Feb 27, 2003 4:39 pm US/Eastern
(NEW YORK) Robberies and bomb threats in the two years before a 1997 fatal shooting rampage atop the Empire State Building have convinced a Manhattan judge to let a lawsuit proceed against the 102-story landmark.

State Supreme Court Justice Edward Lehner said the lawsuit filed by the shooting survivors, who contend that the building's owners and operators provided inadequate security, should be decided by a jury.

Lehner said the defendants "have shown that significant precautions were undertaken by them," but the question for the jury "will be whether the security provisions in effect in the ESB in 1997 were reasonable under the standards then prevailing."

The lawsuit stems from the shooting by Ali Hassan Abu Kamal, a Palestinian school teacher, on the 86th-floor observation deck on Feb. 23, 1997. Kamal, 69, killed one man and wounded five others before shooting himself to death.

Kamal, who entered the United States as a tourist from Gaza, had with him a "document of honor" in which he listed four classes of "arch enemies who should be wiped out and uprooted," police reported after they searched his body.

Police also recovered his a .380 Beretta semi-automatic handgun that he bought after getting an official Florida identification card using the address of his hotel.

The defendants argue that their building has 900 tenants who employ 15,000 people and who have 10,000 visitors a day.
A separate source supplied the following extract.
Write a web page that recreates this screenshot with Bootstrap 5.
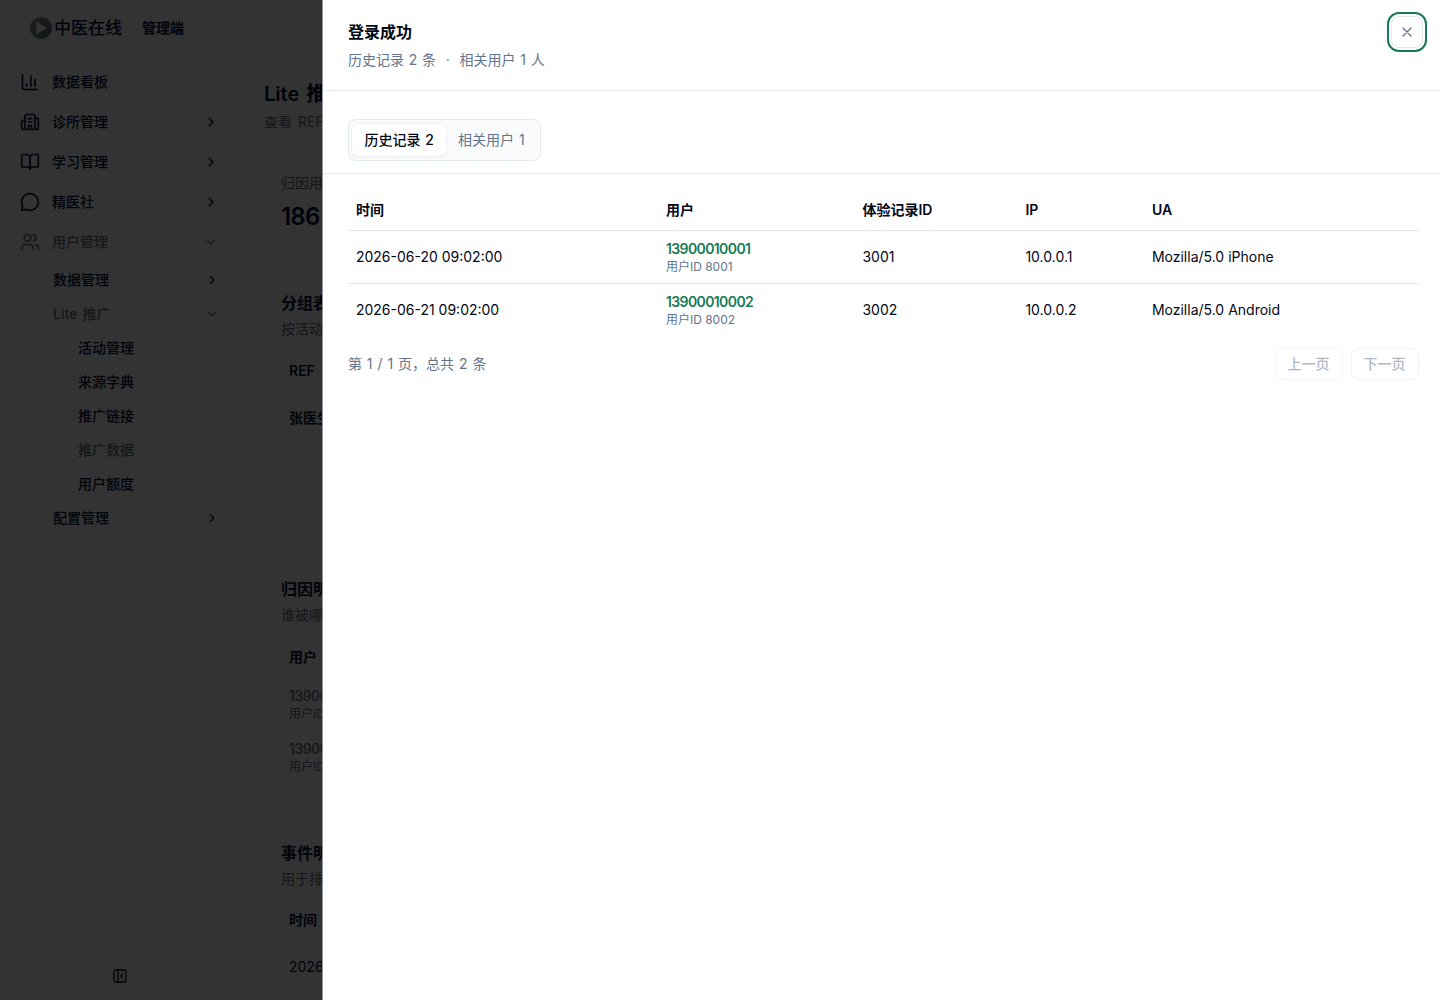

They also say the observation deck gets 10,000 visitors each weekday and 25,000 a day on weekends. Despite the large numbers of people entering the building, defendants say, there were just two reported muggings or assaults from 1995 until the shooting.

But the judge noted that 14 gunpoint or knifepoint robberies occurred in the building's commercial stores or on its adjoining sidewalks, and the building received 20 bomb threats during that period.

Lehner also said that after the 1993 bombing of the World Trade Center, the defendants were aware that the Empire State Building, one of this country's most famous structures, could be the site of a terrorist attack.

Attorney Michael Vogel, who represents shooting victim Jakob Schaad, said the building's operators "were on notice and their internal documents show that they were on notice. After 1993 they wrote to the police and said, 'We could be a target."'

Lehner said the building had a large security staff -- 20 guards stationed around the building, a closed-circuit television system, and one unarmed plainclothes security officer on the observation deck.

At one point, the judge said, security guards began checking bags that were brought into the building but they soon ended that procedure.

Vogel said building operators "were concerned about the image, about tenants complaining that the place was an 'armed camp,' so they stopped the bag searches and they never installed metal detectors. Obviously the security was inadequate.".....

http://1010wins.com/topstories/winstopstories_story_058164227.html
 
They should also sue the City of New York for creating a situation (unarmed populace) in which the criminal could do as he pleased with no one to stop him.
 
Assuming that the Empire State Building will have to testify in its own defense, where will they hold the trial? In Central Park?

And, if found guilty, where will they confine the building to? It's not like Rikers Island has 300'x300'x 500' cells.